The Hot Coffee fuss surrounded a dormant piece of hot-to-trot game code that was able to be unlocked on all versions of the best-selling, M-rated Grand Theft Auto: San Andreas. That small gift to gamers put Take-Two in hot water with the industry's voluntary ratings board, the ESRB. Last month, the board revoked the game's M rating, rerated the product AO, and forced the game's parent company to pull existing copies (or supply retailers with AO stickers) and manufacture new game discs with the mod-induced sex games deleted.

Of course, stores could still sell the newly rated game, but few did, given long-standing policies of most major retailers not carrying AO-rated games.

Cost of the Hot Coffee episode? $40-50 million for Take-Two. Ditto that amount for the industry.

There are a few recent developments in the ongoing saga of Take-Two and its portfolio of M-rated products (although it's worth mentioning, this is a company that sells more than just M-rated games...Global Star Software, a publishing label of Take-Two publishes the E-rated Leaping Lizards!, among other games rated for all ages).

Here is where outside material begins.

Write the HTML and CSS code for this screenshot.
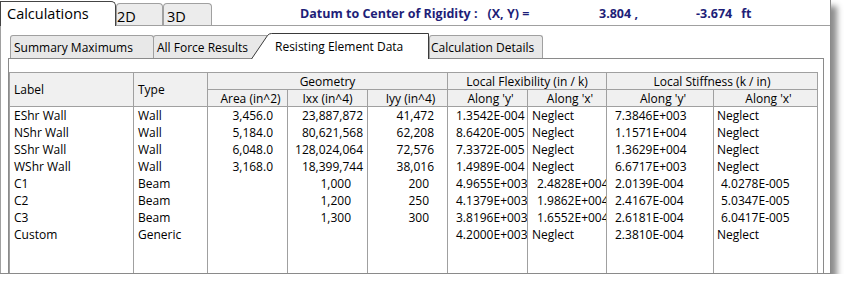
FILE: index.html
```html
<!DOCTYPE html>
<html>
<head>
<meta charset="utf-8">
<title>Calculations</title>
<link rel="stylesheet" href="styles.css">
</head>
<body>
<div class="window">
  <div class="topbar">
    <div class="ttab ttab-active">Calculations</div>
    <div class="ttab ttab-2d">2D</div>
    <div class="ttab ttab-3d">3D</div>
    <div class="datum">
      <span class="dlabel">Datum to Center of Rigidity :<span class="dxy">(X, Y) =</span></span>
      <span class="dx">3.804 ,</span>
      <span class="dy">-3.674<span class="dunit">ft</span></span>
    </div>
  </div>
  <div class="panel">
    <div class="subtabs">
      <div class="stab stab-1">Summary Maximums</div>
      <div class="stab stab-2">All Force Results</div>
      <div class="stab-active">
        <svg class="stab-shape" width="178" height="26" viewBox="0 0 178 26"><path d="M0.5 26 L16.5 2.5 Q18 0.5 20.5 0.5 L177.5 0.5 L177.5 26" fill="#fff" stroke="#3a3a3a" stroke-width="1"/></svg>
        <span class="stab-label">Resisting Element Data</span>
      </div>
      <div class="stab stab-4">Calculation Details</div>
    </div>
    <div class="pane">
      <div class="grid">
        <div class="h hl rs2">Label</div>
        <div class="h hl rs2">Type</div>
        <div class="h cs3">Geometry</div>
        <div class="h cs2">Local Flexibility (in / k)</div>
        <div class="h cs2">Local Stiffness (k / in)</div>
        <div class="h harea">Area (in^2)</div>
        <div class="h">Ixx (in^4)</div>
        <div class="h hiyy">Iyy (in^4)</div>
        <div class="h hsh">Along 'y'</div>
        <div class="h hsh">Along 'x'</div>
        <div class="h hsh">Along 'y'</div>
        <div class="h hsh">Along 'x'</div>

        <div class="d lbl">EShr Wall</div><div class="d typ">Wall</div><div class="d area">3,456.0</div><div class="d ixx">23,887,872</div><div class="d iyy">41,472</div><div class="d fy">1.3542E-004</div><div class="d fx">Neglect</div><div class="d sy">7.3846E+003</div><div class="d sx">Neglect</div>
        <div class="d lbl">NShr Wall</div><div class="d typ">Wall</div><div class="d area">5,184.0</div><div class="d ixx">80,621,568</div><div class="d iyy">62,208</div><div class="d fy">8.6420E-005</div><div class="d fx">Neglect</div><div class="d sy">1.1571E+004</div><div class="d sx">Neglect</div>
        <div class="d lbl">SShr Wall</div><div class="d typ">Wall</div><div class="d area">6,048.0</div><div class="d ixx">128,024,064</div><div class="d iyy">72,576</div><div class="d fy">7.3372E-005</div><div class="d fx">Neglect</div><div class="d sy">1.3629E+004</div><div class="d sx">Neglect</div>
        <div class="d lbl">WShr Wall</div><div class="d typ">Wall</div><div class="d area">3,168.0</div><div class="d ixx">18,399,744</div><div class="d iyy">38,016</div><div class="d fy">1.4989E-004</div><div class="d fx">Neglect</div><div class="d sy">6.6717E+003</div><div class="d sx">Neglect</div>
        <div class="d lbl">C1</div><div class="d typ">Beam</div><div class="d area"></div><div class="d ixx bm">1,000</div><div class="d iyy bm">200</div><div class="d fy">4.9655E+003</div><div class="d fx num">2.4828E+004</div><div class="d sy">2.0139E-004</div><div class="d sx num">4.0278E-005</div>
        <div class="d lbl">C2</div><div class="d typ">Beam</div><div class="d area"></div><div class="d ixx bm">1,200</div><div class="d iyy bm">250</div><div class="d fy">4.1379E+003</div><div class="d fx num">1.9862E+004</div><div class="d sy">2.4167E-004</div><div class="d sx num">5.0347E-005</div>
        <div class="d lbl">C3</div><div class="d typ">Beam</div><div class="d area"></div><div class="d ixx bm">1,300</div><div class="d iyy bm">300</div><div class="d fy">3.8196E+003</div><div class="d fx num">1.6552E+004</div><div class="d sy">2.6181E-004</div><div class="d sx num">6.0417E-005</div>
        <div class="d lbl">Custom</div><div class="d typ">Generic</div><div class="d area"></div><div class="d ixx"></div><div class="d iyy"></div><div class="d fy">4.2000E+003</div><div class="d fx">Neglect</div><div class="d sy">2.3810E-004</div><div class="d sx">Neglect</div>

        <div class="fill"></div><div class="fill"></div><div class="fill"></div><div class="fill"></div><div class="fill"></div><div class="fill"></div><div class="fill"></div><div class="fill"></div><div class="fill"></div>
      </div>
    </div>
  </div>
</div>
</body>
</html>
```

FILE: styles.css
```css
* { box-sizing: border-box; }

body {
  margin: 0;
  background: #fff;
  font-family: "Open Sans", "Noto Sans", sans-serif;
  color: #000;
}

.window {
  width: 831px;
  height: 274px;
  background: #fff;
  border-right: 1px solid #8a8a8a;
  border-bottom: 1px solid #8a8a8a;
  box-shadow: 6px 6px 6px rgba(0, 0, 0, 0.45);
  overflow: hidden;
}

/* top level tabs */
.topbar {
  display: flex;
  align-items: flex-end;
  height: 26px;
  border-bottom: 1px solid #a0a0a0;
}

.ttab {
  white-space: nowrap;
  font-size: 14.5px;
}

.ttab-active {
  width: 116px;
  height: 25px;
  margin-bottom: -1px;
  padding-left: 6px;
  line-height: 24px;
  background: #fff;
  border: 1px solid #444;
  border-bottom: none;
  border-radius: 0 5px 0 0;
}

.ttab-2d,
.ttab-3d {
  height: 22px;
  padding-top: 3px;
  line-height: 20px;
  background: #ececec;
  border: 1px solid #a0a0a0;
  border-bottom: none;
  border-radius: 4px 4px 0 0;
}

.ttab-2d {
  width: 47px;
  padding-left: 0;
}

.ttab-3d {
  width: 49px;
  padding-left: 3px;
}

.datum {
  align-self: stretch;
  display: flex;
  padding-top: 6px;
  padding-left: 88px;
  line-height: 16px;
  font-size: 12.5px;
  font-weight: bold;
  color: #1e1e78;
  white-space: nowrap;
}

.dlabel { width: 299px; }
.dxy { margin-left: 10px; }
.dx { width: 97px; }
.dunit { margin-left: 9px; }

/* panel below top tabs */
.panel {
  border-left: 1px solid #a0a0a0;
  padding-top: 7px;
}

.subtabs {
  display: flex;
  align-items: flex-end;
  height: 25px;
  margin-left: 9px;
  font-size: 12px;
}

.stab {
  height: 23px;
  padding-top: 4px;
  line-height: 16px;
  white-space: nowrap;
  background: #e8e8e8;
  border: 1px solid #a0a0a0;
  border-bottom: none;
  border-radius: 3px 3px 0 0;
}

.stab-1 { width: 144px; padding-left: 3px; }
.stab-2 { width: 118px; margin-left: -1px; padding-left: 3px; }
.stab-4 { width: 114px; padding-left: 1px; }

.stab-active {
  position: relative;
  width: 178px;
  height: 26px;
  margin-left: -20px;
  margin-bottom: -1px;
  padding-left: 24px;
  padding-top: 6px;
  line-height: 16px;
  white-space: nowrap;
}

.stab-shape {
  position: absolute;
  left: 0;
  top: 0;
  display: block;
}

.stab-label {
  position: relative;
}

.pane {
  width: 816px;
  height: 260px;
  margin-left: 7px;
  padding-top: 13px;
  border: 1px solid #8a8a8a;
}

/* data grid */
.grid {
  display: grid;
  grid-template-columns: 124px 74px 80px 80px 80px 80px 79px 107px 104px;
  grid-template-rows: repeat(10, 17px) 60px;
  width: max-content;
  border-left: 1px solid #a0a0a0;
  border-top: 1px solid #a0a0a0;
  font-size: 12px;
}

.grid > div {
  border-right: 1px solid #a0a0a0;
  white-space: nowrap;
  overflow: hidden;
}

.h {
  background: #f0f0f0;
  border-bottom: 1px solid #a0a0a0;
  padding-top: 1px;
  line-height: 16px;
  text-align: center;
}

.hl {
  text-align: left;
  padding-left: 4px;
  padding-top: 9px;
}

.rs2 { grid-row: span 2; }
.cs2 { grid-column: span 2; }
.cs3 { grid-column: span 3; }

.harea { padding-left: 6px; }
.hiyy { padding-left: 6px; }
.hsh { padding-left: 6px; }

.d {
  padding-top: 1px;
  line-height: 16px;
}

.lbl, .typ { padding-left: 4px; }
.area { text-align: right; padding-right: 14px; }
.ixx { text-align: right; padding-right: 4px; }
.iyy { text-align: right; padding-right: 13px; }
.ixx.bm { padding-right: 16px; }
.iyy.bm { padding-right: 18px; }
.fy { padding-left: 8px; text-overflow: clip; }
.fx { padding-left: 4px; text-overflow: clip; }
.fx.num { padding-left: 9px; }
.sy { padding-left: 8px; }
.sx { padding-left: 3px; }
.sx.num { padding-left: 7px; }
```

A day after one Florence Cohen dropped docs on the game publisher in US District Court, a second consumer did the same. Both complaints seek to establish a class of plaintiffs that charge Take-Two with a number of malevolent acts, including Consumer Deception, False Advertising, and Common Law Fraud (all based on New York State General Business Law statutes).

And the plot thickens. The company's upcoming game, Bully, has entered the overarching Take-Two narrative, now in the following two instances.

The first is from a statement by the Britain-based Bullying Online, an organization devoted to ending all forms of "bullying" on school grounds in the UK. Reportedly, that group is seeking a ban of the title on its home turf.

"This game should be banned," the organization's Liz Carnell has said. "I'm extremely worried that kids will play it and then act out what they've seen in the classroom.... Bullying is not a game by any stretch of the imagination. We have around four suicidal children contacting us every day."

Rockstar Games describes the upcoming title as one where gamers play as a "troublesome schoolboy" who "stands up to bullies, gets picked on by teachers, plays pranks on malicious kids, wins or loses the girl, and ultimately learns to navigate the obstacles of the fictitious reform school."

Closer to home, Florida attorney Jack Thompson, an active campaigner who has in the past targeted aggressive e-mail campaigns at politicians and company officers he hopes to influence, is himself mounting an effort against the game--specifically, against certain game retailers as well as the game's publisher.

"A check of Internet web sites today reveals that Wal-Mart, GameStop, ToysRUs, and Amazon.com are all presently pre-selling the game with no questions asked as to age of the buyers," Thompson said in a statement.

Bully is currently unrated, but based on previews, most industry sources expect it to ship with an M rating, meaning it should be sold only to those 17 and older.

In another statement, Thompson asks Take-Two president Paul Eibeler to reconsider the game's upcoming release. "I and others are today calling upon you to stop the release of Bully," the statement, in part, read.

Also contained in the statement from Thompson is a reference to a demonstration slated to take place tomorrow in lower Manhattan, outside the corporate headquarters of Take-Two Interactive. According to Thompson, two busloads of Washington, DC schoolchildren will protest the game's release, though it was not clear what organization was promoting or funding the demonstration.

Just as Hot Coffee cools down, another bully, it seems, lurks in the corners.